In chapter five, the little kids, called “littluns”, had nightmares about beasts. Then twins “Sam n’ Eric” saw a beast on page 98 when they were in charge of keeping the fire lit. They were horrified and reported quickly back to camp. “Sam looked at Eric irritably. The intensity of Eric’s gaze made the direction in which he looked terrible, for Sam had his back to it. He scrambled around the fire, squatted by Eric, and looked to see. They became motionless, gripped each other’s arms, four unwinking eyes aimed and two mouths open. Far beneath them, the trees of the forest sighed, then roared. The hair on their foreheads fluttered and flames blew out sideways from the fire. Fifteen yards away from them came the plopping noise of fabric blown open. Neither of the boys screamed but the grip of their arms tightened and their mouths grew peaked” (page 98). I think it is weird that Golding did not describe the beast. I think he’s not describing it to make the story more suspenseful.

Ralph and Jack led an expedition and found the beast. “In front of them, only three or four yards away, was a rock-like hump where no rock should be. Ralph could hear a tiny chattering noise coming from somewhere-perhaps from his own mouth. He bound himself together with his will, fused his fear and loathing into a hatred, and stood up. He took two leaden steps forward.

“Behind them the sliver of moon had drawn clear of the horizon.
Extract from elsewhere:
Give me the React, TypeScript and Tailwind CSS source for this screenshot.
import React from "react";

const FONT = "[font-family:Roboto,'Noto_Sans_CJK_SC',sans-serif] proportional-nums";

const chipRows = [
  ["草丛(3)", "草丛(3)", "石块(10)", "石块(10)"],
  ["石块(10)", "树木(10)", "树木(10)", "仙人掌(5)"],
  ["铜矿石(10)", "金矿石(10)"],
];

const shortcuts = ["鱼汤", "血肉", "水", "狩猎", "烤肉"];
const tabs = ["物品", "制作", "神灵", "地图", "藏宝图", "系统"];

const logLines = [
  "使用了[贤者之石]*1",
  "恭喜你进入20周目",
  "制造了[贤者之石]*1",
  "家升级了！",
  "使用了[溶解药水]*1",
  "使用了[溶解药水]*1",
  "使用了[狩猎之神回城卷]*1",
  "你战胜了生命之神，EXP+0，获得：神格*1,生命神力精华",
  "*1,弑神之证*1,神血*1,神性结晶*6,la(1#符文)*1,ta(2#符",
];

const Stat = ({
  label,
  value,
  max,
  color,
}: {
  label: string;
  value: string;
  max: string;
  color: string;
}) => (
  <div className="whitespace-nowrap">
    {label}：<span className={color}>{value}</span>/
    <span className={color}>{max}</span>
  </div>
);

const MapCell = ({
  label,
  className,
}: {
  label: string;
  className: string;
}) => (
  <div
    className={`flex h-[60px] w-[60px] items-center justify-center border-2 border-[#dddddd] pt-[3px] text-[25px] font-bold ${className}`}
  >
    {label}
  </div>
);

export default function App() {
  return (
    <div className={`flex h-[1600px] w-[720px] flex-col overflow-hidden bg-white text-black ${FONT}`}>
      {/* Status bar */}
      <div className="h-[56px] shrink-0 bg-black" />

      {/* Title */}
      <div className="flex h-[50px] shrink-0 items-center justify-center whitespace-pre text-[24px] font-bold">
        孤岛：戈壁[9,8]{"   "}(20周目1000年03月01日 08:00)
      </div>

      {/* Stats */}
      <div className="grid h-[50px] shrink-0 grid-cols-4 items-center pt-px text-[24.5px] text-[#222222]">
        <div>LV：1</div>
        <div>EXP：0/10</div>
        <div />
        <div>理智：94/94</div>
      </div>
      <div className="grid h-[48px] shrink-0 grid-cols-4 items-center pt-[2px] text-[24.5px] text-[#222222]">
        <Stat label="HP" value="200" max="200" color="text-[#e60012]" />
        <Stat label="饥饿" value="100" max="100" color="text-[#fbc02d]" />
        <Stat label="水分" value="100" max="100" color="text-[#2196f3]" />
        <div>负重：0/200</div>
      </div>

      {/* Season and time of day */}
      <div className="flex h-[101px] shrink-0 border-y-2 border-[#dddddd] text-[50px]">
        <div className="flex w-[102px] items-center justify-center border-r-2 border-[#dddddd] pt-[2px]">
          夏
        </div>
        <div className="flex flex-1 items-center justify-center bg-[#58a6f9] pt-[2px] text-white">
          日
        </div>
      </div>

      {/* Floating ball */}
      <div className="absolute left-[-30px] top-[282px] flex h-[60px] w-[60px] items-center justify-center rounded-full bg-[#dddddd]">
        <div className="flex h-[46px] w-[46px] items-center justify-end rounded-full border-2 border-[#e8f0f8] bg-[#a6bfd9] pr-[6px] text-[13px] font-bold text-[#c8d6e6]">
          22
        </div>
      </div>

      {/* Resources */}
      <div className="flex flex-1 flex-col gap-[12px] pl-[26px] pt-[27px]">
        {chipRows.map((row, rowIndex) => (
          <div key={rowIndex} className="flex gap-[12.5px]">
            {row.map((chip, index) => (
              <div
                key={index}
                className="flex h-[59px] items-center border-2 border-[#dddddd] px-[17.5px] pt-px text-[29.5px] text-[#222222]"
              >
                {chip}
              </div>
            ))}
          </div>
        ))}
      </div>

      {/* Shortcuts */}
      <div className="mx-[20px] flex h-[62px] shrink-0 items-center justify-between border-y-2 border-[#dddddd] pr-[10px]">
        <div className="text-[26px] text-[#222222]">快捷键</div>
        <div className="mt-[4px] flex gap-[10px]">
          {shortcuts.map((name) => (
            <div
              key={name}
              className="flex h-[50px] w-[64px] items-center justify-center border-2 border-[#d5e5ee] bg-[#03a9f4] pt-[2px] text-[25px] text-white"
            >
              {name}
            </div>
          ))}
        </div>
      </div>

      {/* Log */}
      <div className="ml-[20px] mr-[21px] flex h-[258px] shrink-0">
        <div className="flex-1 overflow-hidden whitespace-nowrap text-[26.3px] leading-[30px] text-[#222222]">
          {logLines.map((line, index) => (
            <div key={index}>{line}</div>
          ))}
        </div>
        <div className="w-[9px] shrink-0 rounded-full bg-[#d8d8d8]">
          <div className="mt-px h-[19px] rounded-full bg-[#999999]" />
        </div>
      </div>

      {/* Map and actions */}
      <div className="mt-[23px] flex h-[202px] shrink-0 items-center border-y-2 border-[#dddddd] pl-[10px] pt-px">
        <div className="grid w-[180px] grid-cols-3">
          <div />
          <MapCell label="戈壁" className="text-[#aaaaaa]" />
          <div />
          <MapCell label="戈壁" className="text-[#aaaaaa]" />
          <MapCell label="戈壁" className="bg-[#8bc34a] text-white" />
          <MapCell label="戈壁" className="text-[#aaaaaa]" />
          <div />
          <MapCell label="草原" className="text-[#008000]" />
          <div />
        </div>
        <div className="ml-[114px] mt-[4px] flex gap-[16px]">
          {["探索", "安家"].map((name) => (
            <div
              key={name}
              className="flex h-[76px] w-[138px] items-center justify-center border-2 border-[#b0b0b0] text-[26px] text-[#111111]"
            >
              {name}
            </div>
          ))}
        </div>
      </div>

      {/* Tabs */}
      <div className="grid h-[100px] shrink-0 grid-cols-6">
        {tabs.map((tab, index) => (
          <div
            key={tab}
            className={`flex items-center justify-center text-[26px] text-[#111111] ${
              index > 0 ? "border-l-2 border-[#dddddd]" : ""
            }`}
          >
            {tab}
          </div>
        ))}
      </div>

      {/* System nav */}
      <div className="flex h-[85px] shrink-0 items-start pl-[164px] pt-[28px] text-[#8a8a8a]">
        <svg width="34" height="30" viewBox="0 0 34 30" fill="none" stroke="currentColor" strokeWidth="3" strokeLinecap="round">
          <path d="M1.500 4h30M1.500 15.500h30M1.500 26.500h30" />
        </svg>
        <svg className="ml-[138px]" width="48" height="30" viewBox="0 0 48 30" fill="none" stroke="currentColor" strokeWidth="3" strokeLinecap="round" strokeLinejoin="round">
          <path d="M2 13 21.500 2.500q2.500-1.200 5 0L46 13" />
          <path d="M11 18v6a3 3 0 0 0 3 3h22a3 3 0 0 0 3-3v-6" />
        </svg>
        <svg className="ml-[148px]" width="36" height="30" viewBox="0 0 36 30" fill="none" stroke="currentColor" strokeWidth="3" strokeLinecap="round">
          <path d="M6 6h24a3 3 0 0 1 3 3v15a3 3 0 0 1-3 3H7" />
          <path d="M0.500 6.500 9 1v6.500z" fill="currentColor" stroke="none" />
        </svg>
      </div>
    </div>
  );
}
Before them, something like a great ape was sitting asleep with its head between its knees. Then the wind roared in the forest, there was confusion in the darkness, and the creature lifted its head, holding toward them the ruin of a face.

“Ralph found himself taking giant strides among the ashes, heard other creatures crying out and leaping, and dared the impossible on the dark slope; presently the mountain was deserted, save for the three abandoned sticks and the thing that bowed” (page 123).

I wonder why the author didn’t go into more detail about the beast.